Work out how many lines of the records hold the string "this", and reply with that number alone.

DATA PROVIDED:
========

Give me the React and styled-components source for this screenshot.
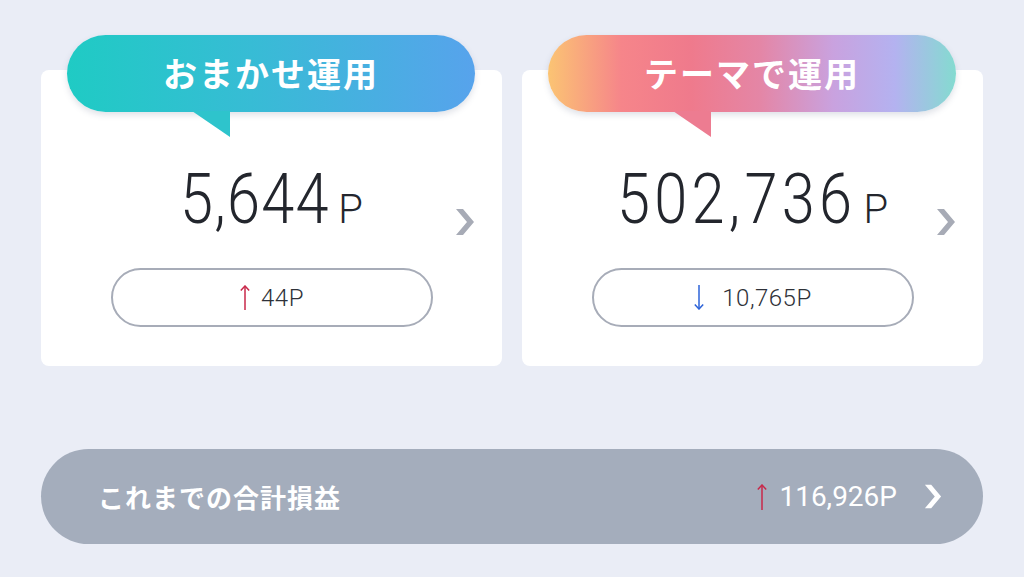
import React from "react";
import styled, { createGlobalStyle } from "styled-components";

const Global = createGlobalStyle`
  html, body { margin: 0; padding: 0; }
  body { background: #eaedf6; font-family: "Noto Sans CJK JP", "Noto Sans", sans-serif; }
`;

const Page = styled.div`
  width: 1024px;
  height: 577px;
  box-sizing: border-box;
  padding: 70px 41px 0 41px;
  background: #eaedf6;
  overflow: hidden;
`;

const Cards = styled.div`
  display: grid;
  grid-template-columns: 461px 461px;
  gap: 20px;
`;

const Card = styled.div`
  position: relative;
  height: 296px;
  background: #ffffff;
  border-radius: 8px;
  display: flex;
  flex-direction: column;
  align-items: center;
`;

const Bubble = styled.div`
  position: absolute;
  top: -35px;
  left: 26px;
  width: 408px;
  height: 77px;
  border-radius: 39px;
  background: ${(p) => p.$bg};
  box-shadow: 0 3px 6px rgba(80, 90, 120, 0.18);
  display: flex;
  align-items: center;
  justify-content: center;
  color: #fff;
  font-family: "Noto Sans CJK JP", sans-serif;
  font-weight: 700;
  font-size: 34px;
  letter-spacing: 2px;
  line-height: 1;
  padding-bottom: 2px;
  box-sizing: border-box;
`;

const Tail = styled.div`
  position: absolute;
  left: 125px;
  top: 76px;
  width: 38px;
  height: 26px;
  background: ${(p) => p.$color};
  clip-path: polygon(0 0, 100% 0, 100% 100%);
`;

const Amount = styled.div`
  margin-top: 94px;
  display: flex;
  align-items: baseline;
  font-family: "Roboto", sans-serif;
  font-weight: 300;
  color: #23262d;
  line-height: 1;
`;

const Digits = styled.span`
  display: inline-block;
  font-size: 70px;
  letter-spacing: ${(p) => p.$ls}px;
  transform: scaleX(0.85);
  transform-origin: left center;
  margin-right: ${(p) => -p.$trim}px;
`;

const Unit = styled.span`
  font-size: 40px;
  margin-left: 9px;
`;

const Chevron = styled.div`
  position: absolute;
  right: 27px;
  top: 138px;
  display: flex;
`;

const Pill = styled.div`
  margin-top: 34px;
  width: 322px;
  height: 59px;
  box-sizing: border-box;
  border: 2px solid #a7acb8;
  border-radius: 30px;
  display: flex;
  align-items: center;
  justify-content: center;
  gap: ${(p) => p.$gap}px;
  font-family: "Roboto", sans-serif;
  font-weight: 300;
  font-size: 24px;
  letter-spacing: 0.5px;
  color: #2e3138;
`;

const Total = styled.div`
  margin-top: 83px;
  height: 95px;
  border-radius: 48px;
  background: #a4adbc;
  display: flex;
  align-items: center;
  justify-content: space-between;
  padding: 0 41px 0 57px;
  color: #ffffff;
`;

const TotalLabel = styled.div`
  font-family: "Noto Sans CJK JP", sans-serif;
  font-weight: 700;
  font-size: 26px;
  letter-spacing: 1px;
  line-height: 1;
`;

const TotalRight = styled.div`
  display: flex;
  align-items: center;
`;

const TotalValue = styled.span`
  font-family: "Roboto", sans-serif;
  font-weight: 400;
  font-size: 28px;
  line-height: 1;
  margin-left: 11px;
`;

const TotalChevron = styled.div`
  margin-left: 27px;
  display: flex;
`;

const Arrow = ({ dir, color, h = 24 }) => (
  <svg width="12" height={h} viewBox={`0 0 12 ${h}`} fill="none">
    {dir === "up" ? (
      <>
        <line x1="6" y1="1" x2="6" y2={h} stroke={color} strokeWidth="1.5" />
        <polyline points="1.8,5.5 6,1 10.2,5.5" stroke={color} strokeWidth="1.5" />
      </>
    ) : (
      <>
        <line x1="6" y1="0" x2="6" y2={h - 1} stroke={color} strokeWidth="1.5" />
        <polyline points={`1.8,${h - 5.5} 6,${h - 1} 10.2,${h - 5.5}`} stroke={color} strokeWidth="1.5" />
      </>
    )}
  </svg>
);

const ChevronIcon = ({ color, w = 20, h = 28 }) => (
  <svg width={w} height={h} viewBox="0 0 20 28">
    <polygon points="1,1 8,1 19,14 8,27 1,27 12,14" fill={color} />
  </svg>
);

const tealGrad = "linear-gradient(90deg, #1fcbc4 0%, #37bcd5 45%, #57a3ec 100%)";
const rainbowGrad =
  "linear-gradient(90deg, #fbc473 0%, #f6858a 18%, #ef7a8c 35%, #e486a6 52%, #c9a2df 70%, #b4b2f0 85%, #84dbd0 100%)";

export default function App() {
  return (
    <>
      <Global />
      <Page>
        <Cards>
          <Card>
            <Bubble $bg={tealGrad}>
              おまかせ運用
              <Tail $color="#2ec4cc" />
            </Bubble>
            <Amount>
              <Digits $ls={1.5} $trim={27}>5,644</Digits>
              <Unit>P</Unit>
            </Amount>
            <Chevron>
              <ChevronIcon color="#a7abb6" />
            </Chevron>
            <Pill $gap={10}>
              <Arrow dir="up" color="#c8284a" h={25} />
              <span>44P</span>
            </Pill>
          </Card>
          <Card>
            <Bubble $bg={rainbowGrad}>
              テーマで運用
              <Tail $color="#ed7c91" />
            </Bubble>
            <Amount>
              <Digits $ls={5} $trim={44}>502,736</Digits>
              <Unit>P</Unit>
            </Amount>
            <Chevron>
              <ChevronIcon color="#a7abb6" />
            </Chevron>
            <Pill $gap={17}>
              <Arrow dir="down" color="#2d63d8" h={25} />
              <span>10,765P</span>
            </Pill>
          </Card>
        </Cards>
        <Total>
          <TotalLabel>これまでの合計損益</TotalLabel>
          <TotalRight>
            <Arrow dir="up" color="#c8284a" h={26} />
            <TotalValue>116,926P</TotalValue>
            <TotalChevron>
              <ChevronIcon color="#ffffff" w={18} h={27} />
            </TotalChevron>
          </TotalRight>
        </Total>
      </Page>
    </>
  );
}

========

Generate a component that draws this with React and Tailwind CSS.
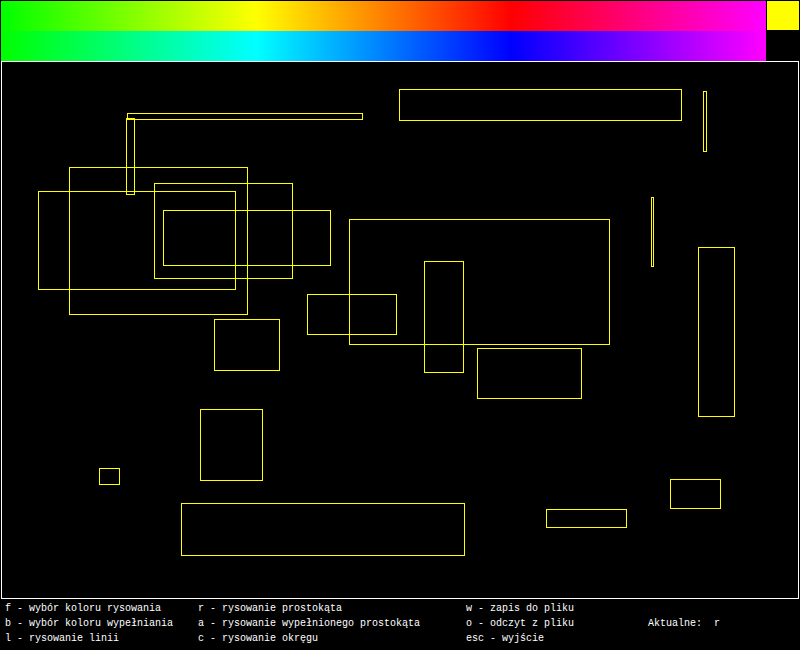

========

COMPLETED TASK:
2